[DATA PROVIDED start]

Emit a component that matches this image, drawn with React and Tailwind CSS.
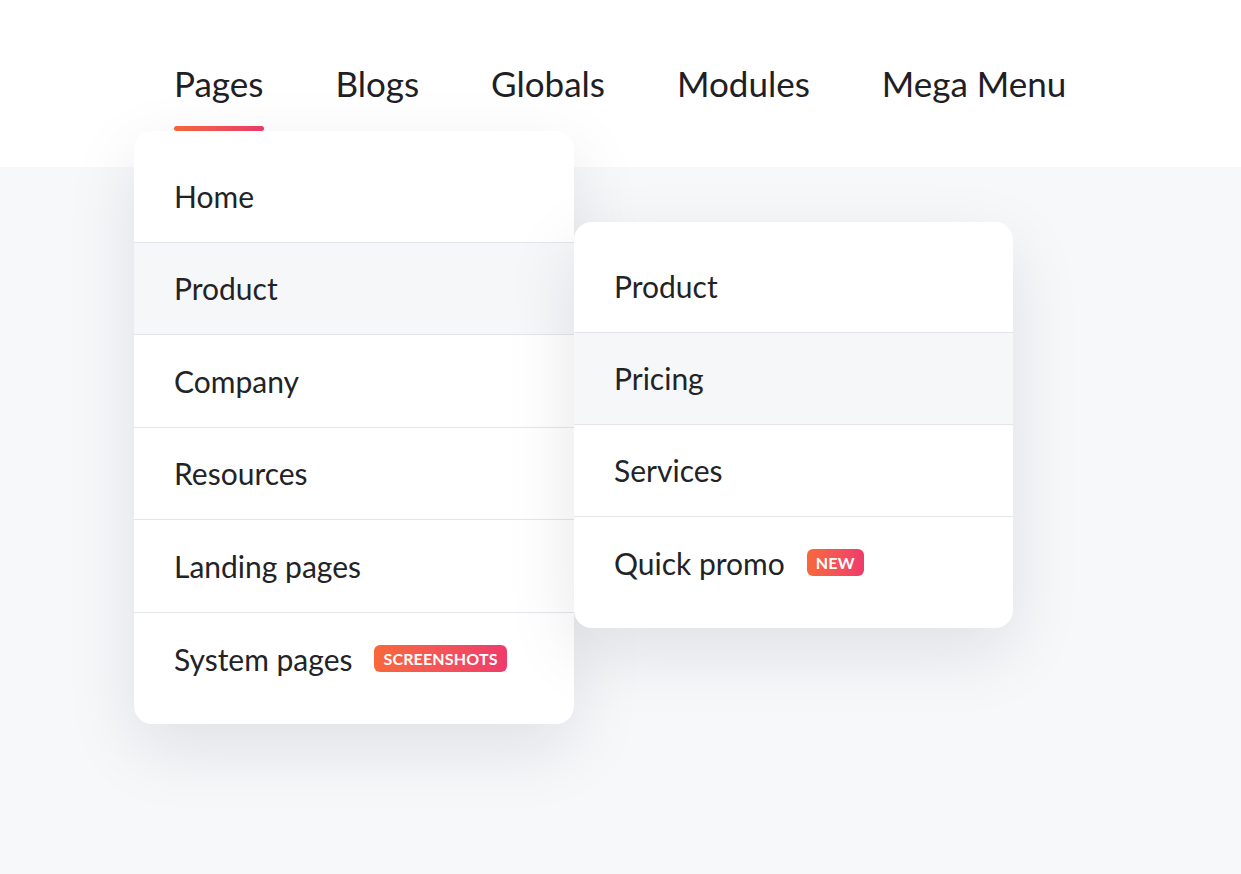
const font = { fontFamily: "Lato, 'Noto Sans', sans-serif" };

const mainItems = ["Home", "Product", "Company", "Resources", "Landing pages", "System pages"];
const subItems = ["Product", "Pricing", "Services", "Quick promo"];

function Badge({ children }) {
	return (
		<span className="ml-[22px] inline-flex h-[27px] items-center rounded-[6px] bg-gradient-to-r from-[#f8683a] to-[#ee3b6b] px-[9px] text-[16px] font-bold uppercase leading-none tracking-[0.01em] text-white">
			{children}
		</span>
	);
}

function SubMenu() {
	return (
		<div className="absolute left-[100%] top-[-21px] z-20 w-[439px] rounded-[18px] bg-white py-[19px] shadow-[0_24px_70px_rgba(20,24,40,0.10)]">
			{subItems.map((label, i) => (
				<div
					key={label}
					className={`flex h-[92px] items-center px-[40px] text-[30px] text-[#222326] ${i < subItems.length - 1 ? "border-b border-[#e3e5ea]" : ""} ${label === "Pricing" ? "bg-[#f6f7f9]" : ""}`}
				>
					{label}
					{label === "Quick promo" && <Badge>New</Badge>}
				</div>
			))}
		</div>
	);
}

function Dropdown() {
	return (
		<div className="absolute left-[-40px] top-[131px] z-10 w-[440px] rounded-[18px] bg-white py-[19px] shadow-[0_24px_70px_rgba(20,24,40,0.10)]">
			{mainItems.map((label, i) => (
				<div
					key={label}
					className={`relative flex h-[92.5px] items-center px-[40px] text-[30px] text-[#222326] ${i < mainItems.length - 1 ? "border-b border-[#e3e5ea]" : ""} ${label === "Product" ? "bg-[#f6f7f9]" : ""}`}
				>
					{label}
					{label === "System pages" && <Badge>Screenshots</Badge>}
					{label === "Product" && <SubMenu />}
				</div>
			))}
		</div>
	);
}

export default function App() {
	const nav = ["Pages", "Blogs", "Globals", "Modules", "Mega Menu"];

	return (
		<div className="min-h-[874px] bg-[#f7f8fa]" style={font}>
			<header className="h-[167px] bg-white">
				<ul className="flex gap-[72px] pl-[174px]">
					{nav.map((label) => (
						<li key={label} className="relative h-[131px] pt-[62px] text-[35px] leading-[42px] text-[#1e2024]">
							{label}
							{label === "Pages" && (
								<>
									<span className="absolute bottom-0 left-0 h-[5px] w-[90px] rounded-full bg-gradient-to-r from-[#f8683a] to-[#ee3b6b]" />
									<Dropdown />
								</>
							)}
						</li>
					))}
				</ul>
			</header>
		</div>
	);
}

[DATA PROVIDED end]

# DIRECTIONS FOR THIS TASK
Leaving the pictures aside, transcribe the entire listing exactly.

# SOLUTION FOR THIS EXERCISE
Emit a component that matches this image, drawn with React and Tailwind CSS.
const font = { fontFamily: "Lato, 'Noto Sans', sans-serif" };

const mainItems = ["Home", "Product", "Company", "Resources", "Landing pages", "System pages"];
const subItems = ["Product", "Pricing", "Services", "Quick promo"];

function Badge({ children }) {
	return (
		<span className="ml-[22px] inline-flex h-[27px] items-center rounded-[6px] bg-gradient-to-r from-[#f8683a] to-[#ee3b6b] px-[9px] text-[16px] font-bold uppercase leading-none tracking-[0.01em] text-white">
			{children}
		</span>
	);
}

function SubMenu() {
	return (
		<div className="absolute left-[100%] top-[-21px] z-20 w-[439px] rounded-[18px] bg-white py-[19px] shadow-[0_24px_70px_rgba(20,24,40,0.10)]">
			{subItems.map((label, i) => (
				<div
					key={label}
					className={`flex h-[92px] items-center px-[40px] text-[30px] text-[#222326] ${i < subItems.length - 1 ? "border-b border-[#e3e5ea]" : ""} ${label === "Pricing" ? "bg-[#f6f7f9]" : ""}`}
				>
					{label}
					{label === "Quick promo" && <Badge>New</Badge>}
				</div>
			))}
		</div>
	);
}

function Dropdown() {
	return (
		<div className="absolute left-[-40px] top-[131px] z-10 w-[440px] rounded-[18px] bg-white py-[19px] shadow-[0_24px_70px_rgba(20,24,40,0.10)]">
			{mainItems.map((label, i) => (
				<div
					key={label}
					className={`relative flex h-[92.5px] items-center px-[40px] text-[30px] text-[#222326] ${i < mainItems.length - 1 ? "border-b border-[#e3e5ea]" : ""} ${label === "Product" ? "bg-[#f6f7f9]" : ""}`}
				>
					{label}
					{label === "System pages" && <Badge>Screenshots</Badge>}
					{label === "Product" && <SubMenu />}
				</div>
			))}
		</div>
	);
}

export default function App() {
	const nav = ["Pages", "Blogs", "Globals", "Modules", "Mega Menu"];

	return (
		<div className="min-h-[874px] bg-[#f7f8fa]" style={font}>
			<header className="h-[167px] bg-white">
				<ul className="flex gap-[72px] pl-[174px]">
					{nav.map((label) => (
						<li key={label} className="relative h-[131px] pt-[62px] text-[35px] leading-[42px] text-[#1e2024]">
							{label}
							{label === "Pages" && (
								<>
									<span className="absolute bottom-0 left-0 h-[5px] w-[90px] rounded-full bg-gradient-to-r from-[#f8683a] to-[#ee3b6b]" />
									<Dropdown />
								</>
							)}
						</li>
					))}
				</ul>
			</header>
		</div>
	);
}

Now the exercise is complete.